** Start of Extracted material **

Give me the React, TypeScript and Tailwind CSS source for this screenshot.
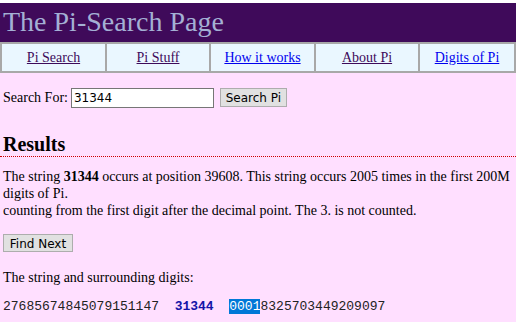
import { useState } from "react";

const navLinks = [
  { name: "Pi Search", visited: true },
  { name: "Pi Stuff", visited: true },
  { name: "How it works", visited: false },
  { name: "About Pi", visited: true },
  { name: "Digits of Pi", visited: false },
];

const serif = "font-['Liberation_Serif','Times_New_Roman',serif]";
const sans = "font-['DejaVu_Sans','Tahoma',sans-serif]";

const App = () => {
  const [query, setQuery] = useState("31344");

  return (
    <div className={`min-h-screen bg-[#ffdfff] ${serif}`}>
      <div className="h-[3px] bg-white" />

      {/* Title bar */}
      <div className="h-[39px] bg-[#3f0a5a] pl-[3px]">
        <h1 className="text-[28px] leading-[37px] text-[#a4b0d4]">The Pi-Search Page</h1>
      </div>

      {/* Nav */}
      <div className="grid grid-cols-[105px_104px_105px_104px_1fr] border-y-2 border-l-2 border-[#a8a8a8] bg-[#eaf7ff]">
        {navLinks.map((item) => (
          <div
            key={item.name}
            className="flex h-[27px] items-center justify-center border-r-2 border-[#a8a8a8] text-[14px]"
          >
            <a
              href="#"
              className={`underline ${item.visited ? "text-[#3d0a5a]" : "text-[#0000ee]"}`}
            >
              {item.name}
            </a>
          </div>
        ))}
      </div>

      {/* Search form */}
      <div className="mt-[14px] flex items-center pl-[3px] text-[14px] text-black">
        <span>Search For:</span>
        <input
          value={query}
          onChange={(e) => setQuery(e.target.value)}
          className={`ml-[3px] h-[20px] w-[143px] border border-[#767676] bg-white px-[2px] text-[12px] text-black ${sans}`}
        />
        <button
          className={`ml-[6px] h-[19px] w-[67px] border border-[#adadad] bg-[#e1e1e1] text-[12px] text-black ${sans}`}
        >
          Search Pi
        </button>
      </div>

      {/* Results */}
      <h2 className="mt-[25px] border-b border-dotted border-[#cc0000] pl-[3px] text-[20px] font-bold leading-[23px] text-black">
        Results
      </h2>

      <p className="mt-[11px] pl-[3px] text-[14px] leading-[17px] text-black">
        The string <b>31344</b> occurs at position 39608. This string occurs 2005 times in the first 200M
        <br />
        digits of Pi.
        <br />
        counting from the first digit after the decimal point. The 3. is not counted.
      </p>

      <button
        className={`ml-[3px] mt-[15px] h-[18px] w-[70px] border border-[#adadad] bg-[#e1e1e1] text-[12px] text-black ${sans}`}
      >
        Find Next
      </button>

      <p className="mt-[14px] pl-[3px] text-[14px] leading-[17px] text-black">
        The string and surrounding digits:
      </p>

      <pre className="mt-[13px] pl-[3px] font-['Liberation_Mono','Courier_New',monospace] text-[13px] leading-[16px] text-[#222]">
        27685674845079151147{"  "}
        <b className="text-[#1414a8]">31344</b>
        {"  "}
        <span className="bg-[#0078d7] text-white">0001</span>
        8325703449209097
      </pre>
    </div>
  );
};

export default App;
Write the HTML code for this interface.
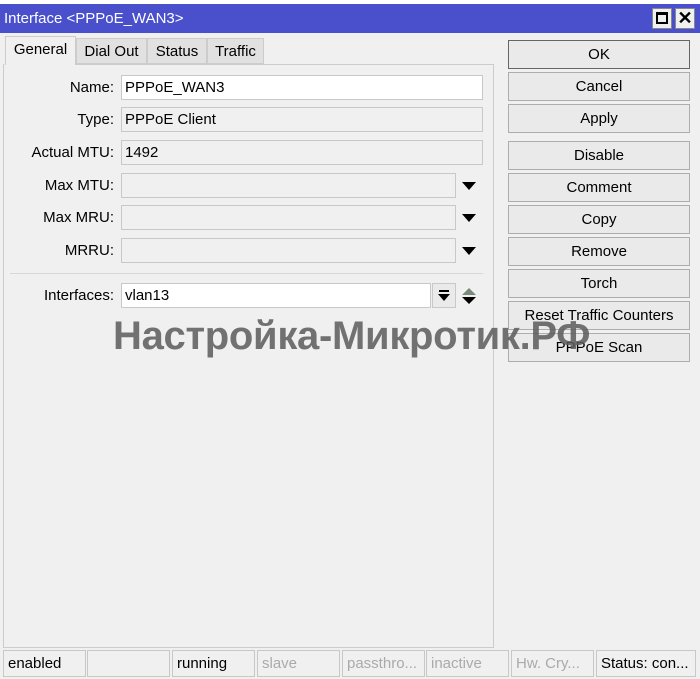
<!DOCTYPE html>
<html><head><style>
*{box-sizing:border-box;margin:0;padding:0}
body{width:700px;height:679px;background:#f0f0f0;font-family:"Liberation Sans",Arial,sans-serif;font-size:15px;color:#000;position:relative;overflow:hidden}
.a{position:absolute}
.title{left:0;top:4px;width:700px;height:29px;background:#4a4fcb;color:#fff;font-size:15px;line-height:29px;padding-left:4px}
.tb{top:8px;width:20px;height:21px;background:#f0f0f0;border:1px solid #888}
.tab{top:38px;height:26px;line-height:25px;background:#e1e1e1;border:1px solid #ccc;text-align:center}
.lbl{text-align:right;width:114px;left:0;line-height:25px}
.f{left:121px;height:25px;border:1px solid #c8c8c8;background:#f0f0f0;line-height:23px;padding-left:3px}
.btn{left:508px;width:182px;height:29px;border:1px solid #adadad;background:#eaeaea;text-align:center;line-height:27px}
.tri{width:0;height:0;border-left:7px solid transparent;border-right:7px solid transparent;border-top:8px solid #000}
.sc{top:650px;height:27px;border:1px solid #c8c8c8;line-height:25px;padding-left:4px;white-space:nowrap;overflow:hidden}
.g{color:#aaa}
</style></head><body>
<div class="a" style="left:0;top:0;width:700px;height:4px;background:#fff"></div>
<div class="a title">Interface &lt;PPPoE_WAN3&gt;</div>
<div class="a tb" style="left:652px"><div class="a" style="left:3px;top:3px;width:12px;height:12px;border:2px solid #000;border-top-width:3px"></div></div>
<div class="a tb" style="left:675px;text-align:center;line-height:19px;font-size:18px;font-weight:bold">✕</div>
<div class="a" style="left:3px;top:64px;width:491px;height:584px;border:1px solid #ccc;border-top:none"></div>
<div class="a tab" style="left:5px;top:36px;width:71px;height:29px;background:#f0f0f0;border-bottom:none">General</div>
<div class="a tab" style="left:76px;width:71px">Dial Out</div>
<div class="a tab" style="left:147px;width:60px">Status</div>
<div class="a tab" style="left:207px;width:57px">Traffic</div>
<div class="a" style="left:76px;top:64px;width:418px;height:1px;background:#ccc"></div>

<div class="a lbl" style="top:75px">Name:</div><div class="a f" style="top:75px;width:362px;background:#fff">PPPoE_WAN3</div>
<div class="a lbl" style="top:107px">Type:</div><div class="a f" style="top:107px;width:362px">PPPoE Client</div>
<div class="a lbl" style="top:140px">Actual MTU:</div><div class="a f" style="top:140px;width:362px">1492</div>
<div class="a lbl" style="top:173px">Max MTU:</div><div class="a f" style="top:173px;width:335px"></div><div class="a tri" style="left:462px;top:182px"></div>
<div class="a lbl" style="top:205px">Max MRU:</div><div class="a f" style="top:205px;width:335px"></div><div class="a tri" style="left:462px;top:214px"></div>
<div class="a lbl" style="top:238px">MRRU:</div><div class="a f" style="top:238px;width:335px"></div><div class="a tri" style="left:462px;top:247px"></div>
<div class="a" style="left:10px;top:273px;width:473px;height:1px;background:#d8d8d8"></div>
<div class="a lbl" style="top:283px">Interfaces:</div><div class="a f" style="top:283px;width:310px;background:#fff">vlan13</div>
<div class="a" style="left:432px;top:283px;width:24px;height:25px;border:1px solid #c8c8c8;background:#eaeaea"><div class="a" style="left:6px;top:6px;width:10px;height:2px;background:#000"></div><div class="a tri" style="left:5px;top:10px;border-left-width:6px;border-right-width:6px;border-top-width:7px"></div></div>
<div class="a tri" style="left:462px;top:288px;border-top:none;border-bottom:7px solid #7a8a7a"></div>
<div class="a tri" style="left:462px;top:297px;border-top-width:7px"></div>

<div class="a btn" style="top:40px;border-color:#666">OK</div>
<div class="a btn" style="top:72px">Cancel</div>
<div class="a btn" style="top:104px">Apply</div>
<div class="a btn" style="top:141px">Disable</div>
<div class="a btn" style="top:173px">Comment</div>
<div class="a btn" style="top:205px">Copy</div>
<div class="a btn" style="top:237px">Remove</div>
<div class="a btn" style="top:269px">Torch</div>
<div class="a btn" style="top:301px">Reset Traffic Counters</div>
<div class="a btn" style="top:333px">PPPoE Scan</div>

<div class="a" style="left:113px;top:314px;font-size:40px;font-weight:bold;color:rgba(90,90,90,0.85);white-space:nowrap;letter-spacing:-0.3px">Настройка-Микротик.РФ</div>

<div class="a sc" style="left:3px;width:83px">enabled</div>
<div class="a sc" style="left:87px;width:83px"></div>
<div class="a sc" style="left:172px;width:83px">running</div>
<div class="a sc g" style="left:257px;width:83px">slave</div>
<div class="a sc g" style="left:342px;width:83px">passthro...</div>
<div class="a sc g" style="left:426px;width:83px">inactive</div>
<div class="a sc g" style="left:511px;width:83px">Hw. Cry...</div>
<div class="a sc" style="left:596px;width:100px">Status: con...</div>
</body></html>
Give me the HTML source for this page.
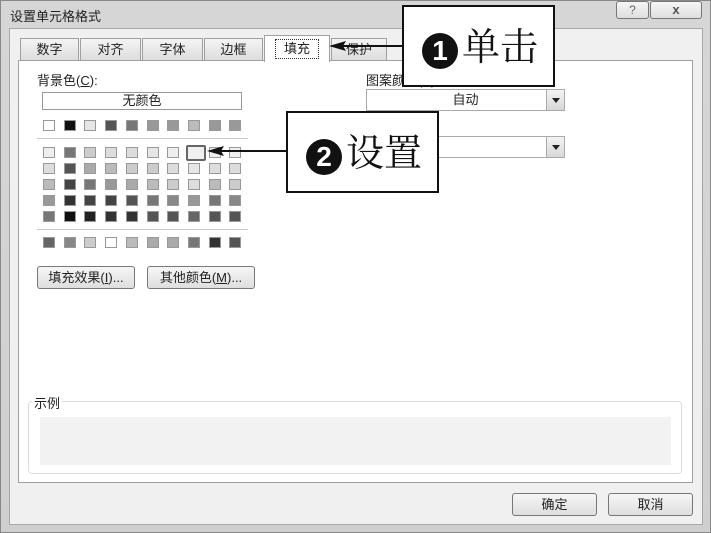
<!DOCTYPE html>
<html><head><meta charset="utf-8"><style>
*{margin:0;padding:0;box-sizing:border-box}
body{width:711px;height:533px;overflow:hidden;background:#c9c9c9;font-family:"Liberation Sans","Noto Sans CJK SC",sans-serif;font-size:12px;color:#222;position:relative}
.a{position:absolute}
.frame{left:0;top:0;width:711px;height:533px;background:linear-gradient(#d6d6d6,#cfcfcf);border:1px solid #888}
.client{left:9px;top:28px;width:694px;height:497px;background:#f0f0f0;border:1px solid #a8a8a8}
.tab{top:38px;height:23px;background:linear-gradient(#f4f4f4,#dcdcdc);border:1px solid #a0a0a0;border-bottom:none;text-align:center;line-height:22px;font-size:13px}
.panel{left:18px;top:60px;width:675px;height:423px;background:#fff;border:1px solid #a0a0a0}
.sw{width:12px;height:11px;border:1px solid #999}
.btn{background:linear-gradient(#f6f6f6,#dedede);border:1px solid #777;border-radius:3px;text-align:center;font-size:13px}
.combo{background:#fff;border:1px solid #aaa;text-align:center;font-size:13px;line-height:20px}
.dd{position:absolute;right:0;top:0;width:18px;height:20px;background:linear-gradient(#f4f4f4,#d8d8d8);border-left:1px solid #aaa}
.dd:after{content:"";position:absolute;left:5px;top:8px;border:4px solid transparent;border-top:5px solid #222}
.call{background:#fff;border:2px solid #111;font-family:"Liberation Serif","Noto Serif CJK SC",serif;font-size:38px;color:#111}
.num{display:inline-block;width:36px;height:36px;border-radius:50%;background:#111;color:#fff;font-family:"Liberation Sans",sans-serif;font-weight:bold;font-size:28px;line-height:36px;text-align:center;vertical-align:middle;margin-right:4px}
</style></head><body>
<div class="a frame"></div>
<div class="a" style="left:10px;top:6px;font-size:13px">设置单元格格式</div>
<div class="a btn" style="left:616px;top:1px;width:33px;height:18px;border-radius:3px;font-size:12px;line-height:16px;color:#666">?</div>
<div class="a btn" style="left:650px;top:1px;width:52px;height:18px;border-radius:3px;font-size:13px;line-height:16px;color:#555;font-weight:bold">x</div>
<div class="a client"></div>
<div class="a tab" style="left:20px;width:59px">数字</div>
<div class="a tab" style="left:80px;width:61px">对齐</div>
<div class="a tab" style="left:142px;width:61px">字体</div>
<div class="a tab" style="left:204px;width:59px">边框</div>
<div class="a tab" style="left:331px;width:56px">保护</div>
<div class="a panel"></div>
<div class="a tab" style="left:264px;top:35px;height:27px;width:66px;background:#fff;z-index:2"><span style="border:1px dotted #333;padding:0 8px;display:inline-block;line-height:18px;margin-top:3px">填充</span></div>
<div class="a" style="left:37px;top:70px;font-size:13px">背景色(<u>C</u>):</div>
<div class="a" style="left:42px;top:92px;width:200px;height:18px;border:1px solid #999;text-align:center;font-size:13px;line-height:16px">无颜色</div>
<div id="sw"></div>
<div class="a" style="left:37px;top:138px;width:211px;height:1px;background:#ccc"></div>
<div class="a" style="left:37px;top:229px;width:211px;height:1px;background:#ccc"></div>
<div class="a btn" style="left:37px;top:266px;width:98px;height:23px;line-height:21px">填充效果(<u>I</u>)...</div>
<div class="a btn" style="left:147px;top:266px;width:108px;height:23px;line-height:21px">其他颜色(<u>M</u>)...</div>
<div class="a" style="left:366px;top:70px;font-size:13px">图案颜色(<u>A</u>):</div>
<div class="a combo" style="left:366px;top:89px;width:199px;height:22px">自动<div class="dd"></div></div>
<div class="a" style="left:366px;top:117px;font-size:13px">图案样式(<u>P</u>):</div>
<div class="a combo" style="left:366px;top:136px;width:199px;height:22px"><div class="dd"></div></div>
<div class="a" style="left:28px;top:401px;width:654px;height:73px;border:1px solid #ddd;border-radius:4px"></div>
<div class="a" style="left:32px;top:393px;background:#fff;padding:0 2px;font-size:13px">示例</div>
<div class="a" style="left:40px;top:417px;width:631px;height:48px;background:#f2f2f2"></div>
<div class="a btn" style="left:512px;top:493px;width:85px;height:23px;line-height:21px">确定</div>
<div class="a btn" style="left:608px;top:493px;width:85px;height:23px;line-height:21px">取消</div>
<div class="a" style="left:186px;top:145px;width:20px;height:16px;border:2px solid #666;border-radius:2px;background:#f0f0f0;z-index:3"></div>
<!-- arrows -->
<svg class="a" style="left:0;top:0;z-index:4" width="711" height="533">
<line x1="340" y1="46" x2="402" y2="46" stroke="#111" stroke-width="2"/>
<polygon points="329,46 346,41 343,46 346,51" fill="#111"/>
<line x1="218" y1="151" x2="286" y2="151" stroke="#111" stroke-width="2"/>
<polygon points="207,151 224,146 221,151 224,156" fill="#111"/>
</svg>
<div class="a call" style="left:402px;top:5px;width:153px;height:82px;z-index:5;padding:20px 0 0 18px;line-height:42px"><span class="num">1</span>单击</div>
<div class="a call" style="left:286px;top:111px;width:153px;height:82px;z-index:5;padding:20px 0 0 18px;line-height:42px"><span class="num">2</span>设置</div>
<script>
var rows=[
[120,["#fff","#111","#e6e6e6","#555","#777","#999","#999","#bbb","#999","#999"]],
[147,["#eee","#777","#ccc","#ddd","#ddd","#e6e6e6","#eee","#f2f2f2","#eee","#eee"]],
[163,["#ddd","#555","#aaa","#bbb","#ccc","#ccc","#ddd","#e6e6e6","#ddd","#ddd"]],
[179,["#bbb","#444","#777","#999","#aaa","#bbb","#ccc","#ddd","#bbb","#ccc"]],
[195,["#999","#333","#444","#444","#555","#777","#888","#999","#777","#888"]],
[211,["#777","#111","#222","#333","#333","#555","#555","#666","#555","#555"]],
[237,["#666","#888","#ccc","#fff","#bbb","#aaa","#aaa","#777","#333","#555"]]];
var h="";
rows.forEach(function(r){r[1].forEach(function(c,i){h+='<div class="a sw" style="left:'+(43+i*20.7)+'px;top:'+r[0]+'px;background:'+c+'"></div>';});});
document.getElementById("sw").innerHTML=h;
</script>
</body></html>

** End of Extracted material **

### The exercise
Copy all lines from the entries that contain the word "Give".

### Written response
Give me the React, TypeScript and Tailwind CSS source for this screenshot.
Give me the HTML source for this page.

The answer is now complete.